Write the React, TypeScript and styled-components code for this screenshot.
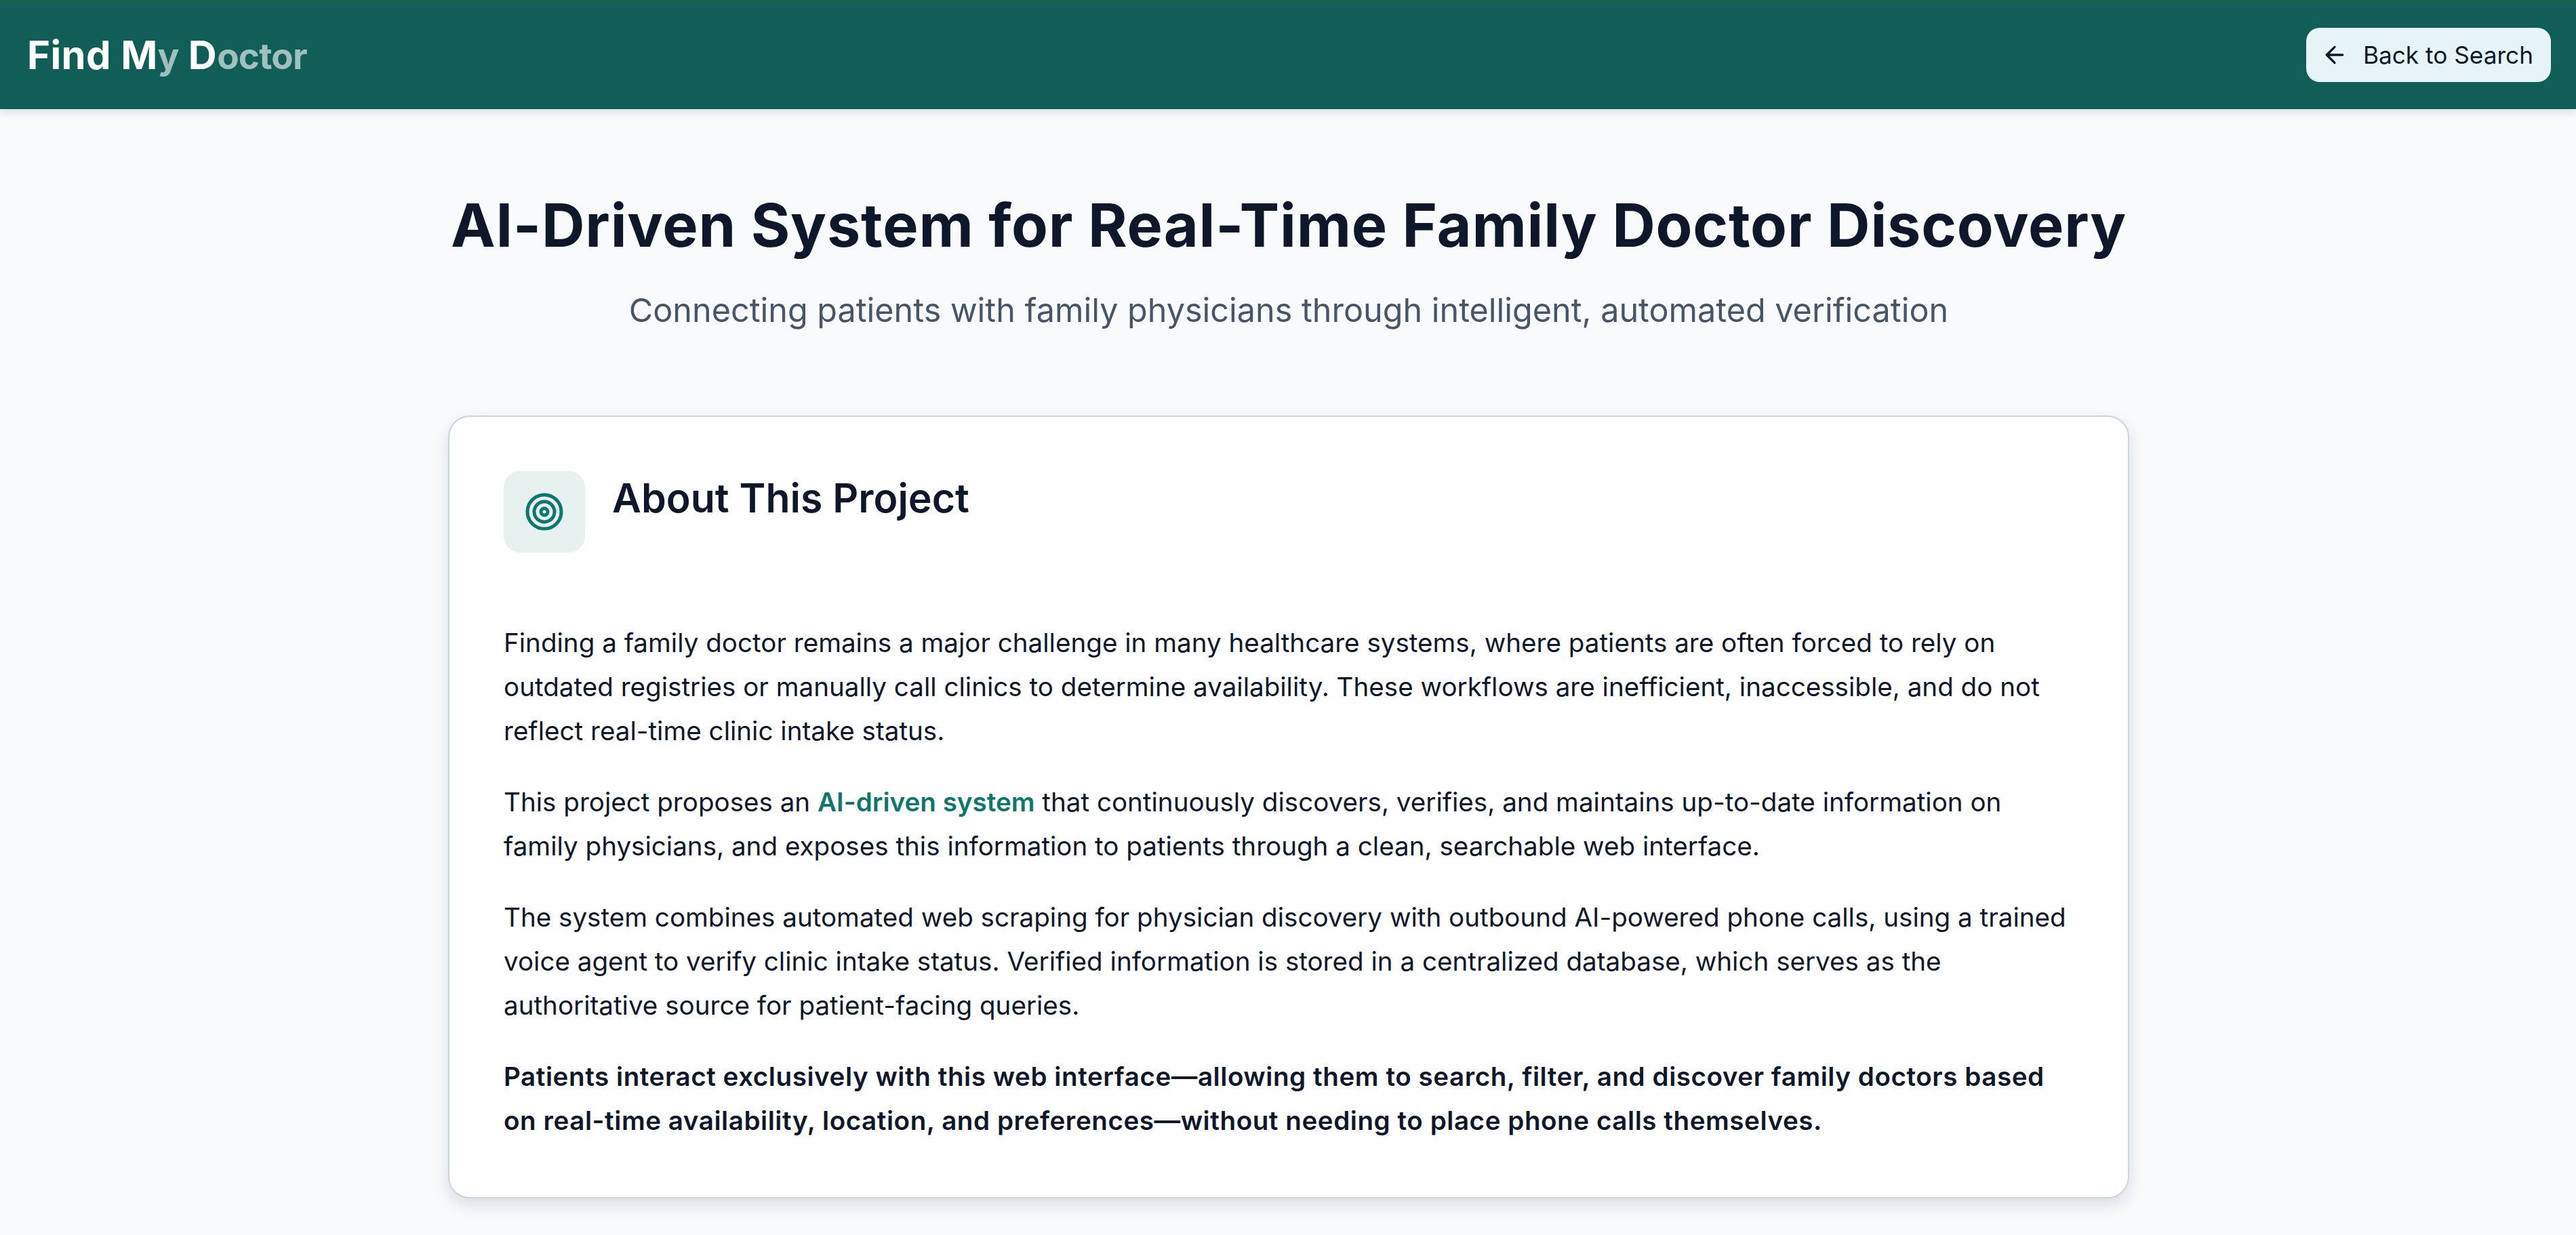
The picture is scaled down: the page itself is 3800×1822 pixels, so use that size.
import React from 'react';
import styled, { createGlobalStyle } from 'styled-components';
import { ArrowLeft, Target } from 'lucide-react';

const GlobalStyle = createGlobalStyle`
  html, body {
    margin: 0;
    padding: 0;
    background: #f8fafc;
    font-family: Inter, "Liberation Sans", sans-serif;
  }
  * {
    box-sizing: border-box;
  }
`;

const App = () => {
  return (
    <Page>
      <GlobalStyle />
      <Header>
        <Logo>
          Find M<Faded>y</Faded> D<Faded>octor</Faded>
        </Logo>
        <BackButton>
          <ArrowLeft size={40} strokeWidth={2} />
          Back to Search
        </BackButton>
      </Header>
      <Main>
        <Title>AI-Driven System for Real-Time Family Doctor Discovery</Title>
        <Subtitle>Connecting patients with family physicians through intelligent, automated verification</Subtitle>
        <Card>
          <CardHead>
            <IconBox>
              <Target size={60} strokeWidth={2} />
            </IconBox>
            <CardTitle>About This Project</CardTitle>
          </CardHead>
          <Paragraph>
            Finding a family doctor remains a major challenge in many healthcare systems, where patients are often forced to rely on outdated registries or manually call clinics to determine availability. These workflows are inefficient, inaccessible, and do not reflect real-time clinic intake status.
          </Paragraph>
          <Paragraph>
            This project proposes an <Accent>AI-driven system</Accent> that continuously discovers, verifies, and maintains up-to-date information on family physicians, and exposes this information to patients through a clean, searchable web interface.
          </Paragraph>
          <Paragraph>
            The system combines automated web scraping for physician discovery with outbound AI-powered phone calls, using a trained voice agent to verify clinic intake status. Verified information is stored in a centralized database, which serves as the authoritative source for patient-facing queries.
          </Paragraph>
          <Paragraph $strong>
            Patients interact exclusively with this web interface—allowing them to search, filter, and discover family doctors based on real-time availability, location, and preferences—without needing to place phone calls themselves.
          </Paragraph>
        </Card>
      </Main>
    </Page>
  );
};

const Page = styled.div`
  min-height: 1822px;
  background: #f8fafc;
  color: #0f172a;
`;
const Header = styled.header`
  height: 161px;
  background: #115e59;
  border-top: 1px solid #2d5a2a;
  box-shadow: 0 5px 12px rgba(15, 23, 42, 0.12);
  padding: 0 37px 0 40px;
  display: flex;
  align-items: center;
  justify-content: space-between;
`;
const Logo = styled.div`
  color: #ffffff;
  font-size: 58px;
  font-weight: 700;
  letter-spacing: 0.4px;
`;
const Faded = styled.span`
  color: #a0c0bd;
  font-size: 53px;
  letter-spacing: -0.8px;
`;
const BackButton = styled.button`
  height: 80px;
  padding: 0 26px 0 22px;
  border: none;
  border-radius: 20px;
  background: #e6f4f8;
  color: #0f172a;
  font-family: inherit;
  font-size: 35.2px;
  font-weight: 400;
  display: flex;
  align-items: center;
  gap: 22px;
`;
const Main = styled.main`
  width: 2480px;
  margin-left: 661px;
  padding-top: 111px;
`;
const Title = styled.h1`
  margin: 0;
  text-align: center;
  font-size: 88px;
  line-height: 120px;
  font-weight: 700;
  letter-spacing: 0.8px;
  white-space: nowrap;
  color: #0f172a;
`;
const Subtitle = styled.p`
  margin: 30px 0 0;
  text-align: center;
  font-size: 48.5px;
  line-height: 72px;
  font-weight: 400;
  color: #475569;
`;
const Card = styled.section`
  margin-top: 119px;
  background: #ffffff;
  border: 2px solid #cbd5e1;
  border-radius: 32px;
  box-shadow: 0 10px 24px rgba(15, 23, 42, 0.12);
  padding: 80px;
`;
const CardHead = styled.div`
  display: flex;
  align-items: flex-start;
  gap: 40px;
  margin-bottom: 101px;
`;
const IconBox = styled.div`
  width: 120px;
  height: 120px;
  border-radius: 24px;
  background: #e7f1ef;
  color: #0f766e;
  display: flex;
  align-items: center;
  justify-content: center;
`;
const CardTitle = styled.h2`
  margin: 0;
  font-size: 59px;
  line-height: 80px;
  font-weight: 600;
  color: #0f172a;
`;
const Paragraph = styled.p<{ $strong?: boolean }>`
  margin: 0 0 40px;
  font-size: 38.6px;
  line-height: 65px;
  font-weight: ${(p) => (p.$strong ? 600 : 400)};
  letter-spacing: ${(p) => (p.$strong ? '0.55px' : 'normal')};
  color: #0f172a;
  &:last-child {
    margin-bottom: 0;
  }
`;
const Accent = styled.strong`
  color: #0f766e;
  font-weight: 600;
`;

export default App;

···

= Task to complete =
Lines containing the word "size" must all be returned from the material above.

= Response to the task =
The picture is scaled down: the page itself is 3800×1822 pixels, so use that size.
          <ArrowLeft size={40} strokeWidth={2} />
              <Target size={60} strokeWidth={2} />
  font-size: 58px;
  font-size: 53px;
  font-size: 35.2px;
  font-size: 88px;
  font-size: 48.5px;
  font-size: 59px;
  font-size: 38.6px;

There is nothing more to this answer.